● WRITTEN PROBLEM
Read through the records below and copy each line that uses the word "this".

● LISTING
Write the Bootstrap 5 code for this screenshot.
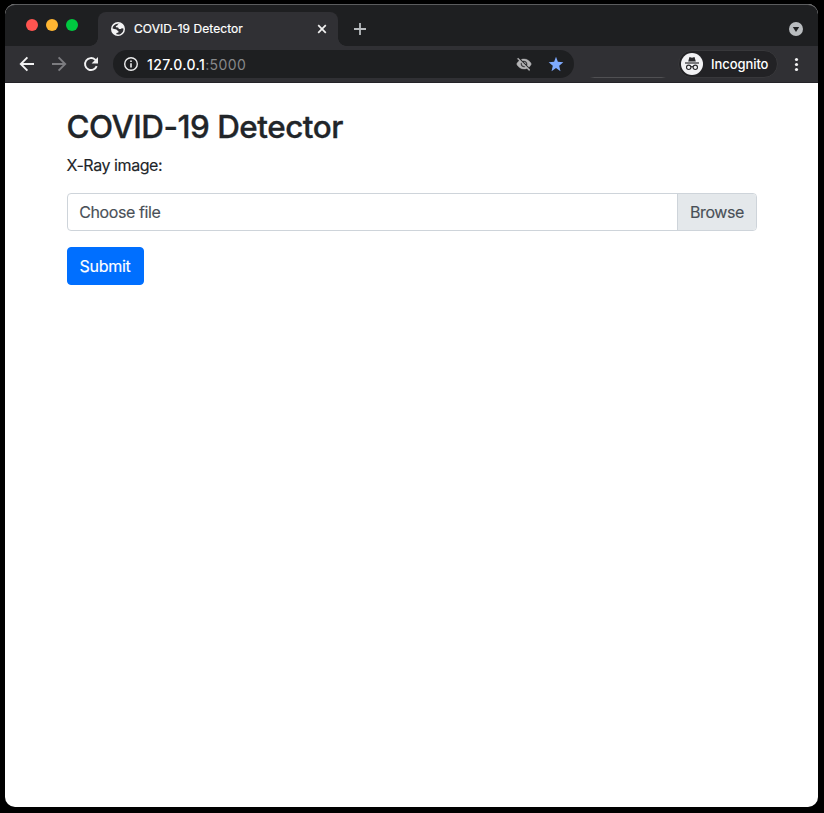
<!DOCTYPE html>
<html lang="en">
<head>
<meta charset="utf-8">
<title>COVID-19 Detector</title>
<link href="https://cdn.jsdelivr.net/npm/bootstrap@5.3.0/dist/css/bootstrap.min.css" rel="stylesheet">
<style>
body{background:#000;font-family:Inter,"Liberation Sans",sans-serif;color:#212529;height:100vh;overflow:hidden;padding:4px 6px 6px 5px}
svg{display:block;flex:none}
.window{height:803px;border-radius:10px;background:#fff}
.tabstrip{height:42px;background:#1e1f21;border-top:1px solid #5b5c5e;border-radius:10px 10px 0 0;padding-left:21px;padding-right:15px}
.light{width:12px;height:12px;border-radius:50%}
.lights{gap:8px;padding-top:14px;width:72px}
.red{background:#ff5450}.yellow{background:#ffb632}.green{background:#00c840}
.page-tab{position:relative;width:240px;height:34px;margin-top:7px;background:#303034;border-radius:8px 8px 0 0;padding:0 10px 0 13px;color:#fff;font-size:12px}
.page-tab::before,.page-tab::after{content:"";position:absolute;bottom:0;width:8px;height:8px}
.page-tab::before{left:-8px;background:radial-gradient(circle at 0 0,transparent 7.5px,#303034 8px)}
.page-tab::after{right:-8px;background:radial-gradient(circle at 100% 0,transparent 7.5px,#303034 8px)}
.tab-title{letter-spacing:.07px;margin-left:9px;-webkit-text-stroke:.2px}
.toolbar{height:37px;background:#303034;border-bottom:1px solid #242328;padding-left:13px;padding-right:13px}
.nav-icons{gap:14px;width:95px}
.address{width:461px;height:28px;border-radius:14px;background:#1e1f21;padding:0 10px;font-size:14px;color:#fff}
.port{color:#87888a}
.url{letter-spacing:.4px;margin-left:8px;font-weight:500}
.url .port{font-weight:400}
.faint{width:76px;height:1px;margin:27px 12px 0 16px;background:linear-gradient(90deg,transparent,#505053 6%,#505053 94%,transparent)}
.profile{width:100px;height:28px;border-radius:14px;background:#222225;border:1px solid #38383b;color:#fff;font-size:13px;font-weight:500;padding-left:2px}
.profile span{margin-left:8px;padding-top:2px;letter-spacing:-.07px}
.content-area{padding:24px 61px 0 62px}
h1{font-size:31.4px;font-weight:500;line-height:38.4px;letter-spacing:-.48px;padding-top:1px;margin:0 0 7px -.6px;-webkit-text-stroke:.35px}
.field-label{line-height:24px;margin:0 0 16px -.5px;letter-spacing:-.43px;-webkit-text-stroke:.15px}
.picker{height:38px;width:690px;border:1px solid #ced4da;border-radius:4px;color:#495057;letter-spacing:-.4px;cursor:pointer;-webkit-text-stroke:.15px}
.picker-name{padding-left:11.2px}
.picker-browse{width:79px;background:#e4e8eb;border-left:1px solid #ced4da;border-radius:0 3px 3px 0}
.btn-submit{--bs-btn-bg:#006fff;--bs-btn-border-color:#006fff;--bs-btn-border-radius:4px;width:77px;height:38px;padding:0 1px 0 0;letter-spacing:-.25px;-webkit-text-stroke:.15px}
</style>
<script src="https://cdn.jsdelivr.net/npm/bootstrap@5.3.0/dist/js/bootstrap.bundle.min.js"></script>
</head>
<body>
<div class="window">
  <header>
    <div class="tabstrip d-flex">
      <div class="lights d-flex"><i class="light red"></i><i class="light yellow"></i><i class="light green"></i></div>
      <div class="page-tab d-flex align-items-center">
        <svg width="14" height="14" viewBox="0 0 14 14"><circle cx="7" cy="7" r="7" fill="#f4f4f5"/><path d="M8.7 1.6C7.2 1.8 6.6 2.6 6.3 3.5L4.8 4 5 5.3 7 5.5C7.6 5.8 7.4 6.7 8.2 6.9H9.8L10.8 6.2 12.4 6.4C12.8 9.4 10.6 12.2 7.4 12.5L5.4 12.2V11L7.4 10.4V9L6.3 8.5C5.8 7.6 5.2 7.4 4.2 7.3L1.6 6.6C1.5 4.4 4 1.4 8.7 1.6Z" fill="#303034"/></svg>
        <span class="tab-title text-nowrap">COVID-19 Detector</span>
        <svg class="ms-auto" width="12" height="12" viewBox="0 0 12 12"><path d="M2.2 2.2l7.6 7.6m0-7.6L2.2 9.8" stroke="#f1f1f1" stroke-width="1.7"/></svg>
      </div>
      <svg style="margin:18px 0 0 16px" width="12" height="12" viewBox="0 0 12 12"><path d="M6 0v12M0 6h12" stroke="#b9bcbf" stroke-width="1.8"/></svg>
      <svg class="ms-auto" style="margin-top:17px" width="14" height="14" viewBox="0 0 14 14"><circle cx="7" cy="7" r="7" fill="#b9bcbf"/><path d="M3.8 5h6.4L7 10z" fill="#1e1f21"/></svg>
    </div>
    <div class="toolbar d-flex align-items-center">
      <div class="nav-icons d-flex">
        <svg width="18" height="18" viewBox="0 0 18 18"><path d="M16 9H3m6.4-6.6L2.8 9l6.6 6.6" fill="none" stroke="#f2f2f3" stroke-width="1.9"/></svg>
        <svg width="18" height="18" viewBox="0 0 18 18"><path d="M2 9h13M8.6 2.4L15.2 9l-6.6 6.6" fill="none" stroke="#7c7c80" stroke-width="1.9"/></svg>
        <svg width="18" height="18" viewBox="0 0 18 18"><path d="M14.7 11.1A6 6 0 1 1 13.2 4.7L14.2 5.7" fill="none" stroke="#f2f2f3" stroke-width="1.9"/><path d="M16 2v6.4H9.6z" fill="#f2f2f3"/></svg>
      </div>
      <div class="address d-flex align-items-center">
        <svg width="16" height="16" viewBox="0 0 16 16"><circle cx="8" cy="8" r="6.3" fill="none" stroke="#ececed" stroke-width="1.4"/><path d="M8 7.2v4.2M8 4.4v1.6" stroke="#ececed" stroke-width="1.6"/></svg>
        <span class="url">127.0.0.1<span class="port">:5000</span></span>
        <svg class="ms-auto" width="16" height="16" viewBox="0 0 24 24"><path fill="#b4b4b5" stroke="#b4b4b5" stroke-width=".6" d="M12 7c2.76 0 5 2.24 5 5 0 .65-.13 1.26-.36 1.83l2.92 2.92c1.51-1.26 2.7-2.89 3.43-4.75-1.73-4.39-6-7.5-11-7.5-1.4 0-2.74.25-3.98.7l2.16 2.16C10.74 7.13 11.35 7 12 7zM2 4.27l2.28 2.28.46.46C3.08 8.3 1.78 10.02 1 12c1.73 4.39 6 7.5 11 7.5 1.55 0 3.03-.3 4.38-.84l.42.42L19.73 22 21 20.73 3.27 3 2 4.27zM7.53 9.8l1.55 1.55c-.05.21-.08.43-.08.65 0 1.66 1.34 3 3 3 .22 0 .44-.03.65-.08l1.55 1.55c-.67.33-1.41.53-2.2.53-2.76 0-5-2.24-5-5 0-.79.2-1.53.53-2.2zm4.31-.78l3.15 3.15.02-.16c0-1.66-1.34-3-3-3l-.17.01z"/></svg>
        <svg style="margin-left:16px" width="16" height="16" viewBox="0 0 24 24"><path fill="#7eaaff" d="M12 18L18.7 22.8l-1.9-8.2L23 9.3l-8.2-.7L12 1 9.2 8.6 1 9.3l6.2 5.3L5.3 22.8z"/></svg>
      </div>
      <div class="faint"></div>
      <div class="profile d-flex align-items-center">
        <svg width="22" height="22" viewBox="0 0 22 22"><circle cx="11" cy="11" r="11" fill="#f2f2f4"/><path d="M7.2 8.6L8.4 4.3Q8.7 4 9.2 4.2L11 4.7l1.8-.5q.6-.2.8.1l1.2 4.3z" fill="#29292c"/><path d="M4 10h14" stroke="#29292c" stroke-width="1.2"/><g fill="none" stroke="#29292c" stroke-width="1.1"><circle cx="7.7" cy="14.3" r="2.2"/><circle cx="14.3" cy="14.3" r="2.2"/><path d="M9.8 14q1.2-.8 2.4 0"/></g></svg>
        <span>Incognito</span>
      </div>
      <svg class="ms-auto" width="18" height="18" viewBox="0 0 18 18"><g fill="#f2f2f3"><circle cx="9.5" cy="4.5" r="1.6"/><circle cx="9.5" cy="9.5" r="1.6"/><circle cx="9.5" cy="14.5" r="1.6"/></g></svg>
    </div>
  </header>
  <main class="content-area">
    <h1>COVID-19 Detector</h1>
    <form>
      <p class="field-label">X-Ray image:</p>
      <label class="picker d-flex align-items-stretch mb-3">
        <span class="picker-name flex-grow-1 d-flex align-items-center">Choose file</span>
        <span class="picker-browse d-flex align-items-center justify-content-center">Browse</span>
      </label>
      <button type="button" class="btn btn-primary btn-submit">Submit</button>
    </form>
  </main>
</div>
</body>
</html>
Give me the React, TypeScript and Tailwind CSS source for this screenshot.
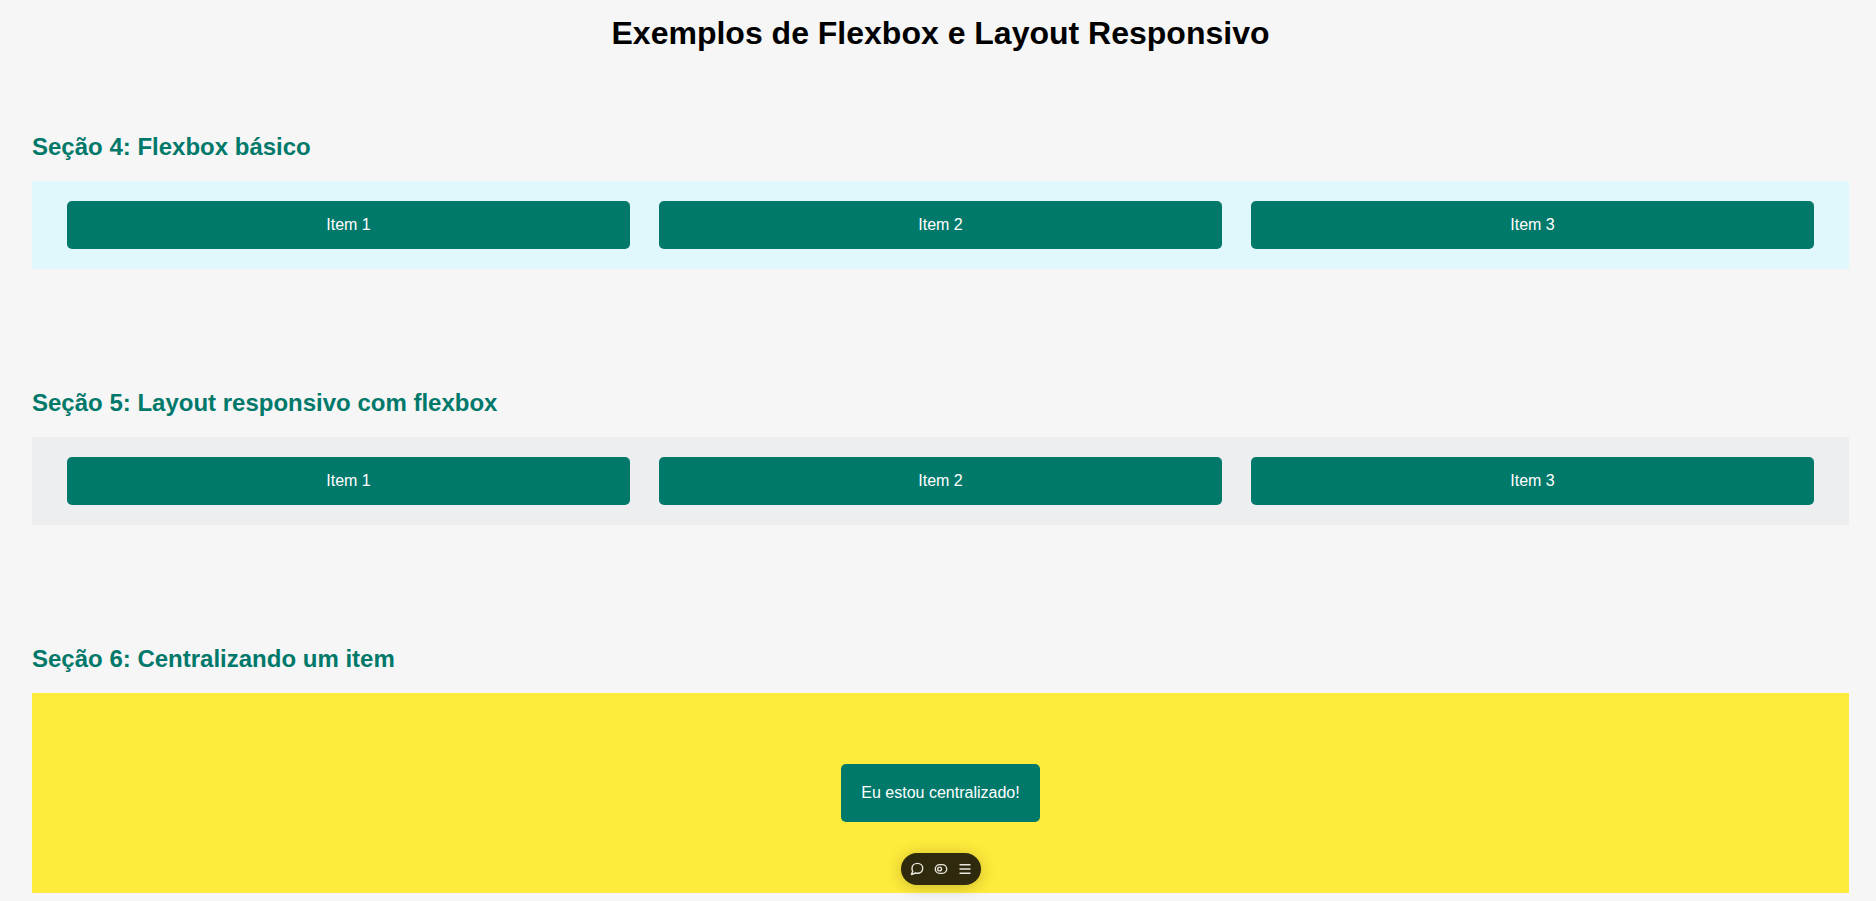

● EXERCISE SOLUTION
Write the Bootstrap 5 code for this screenshot.
Give me the React, TypeScript and Tailwind CSS source for this screenshot.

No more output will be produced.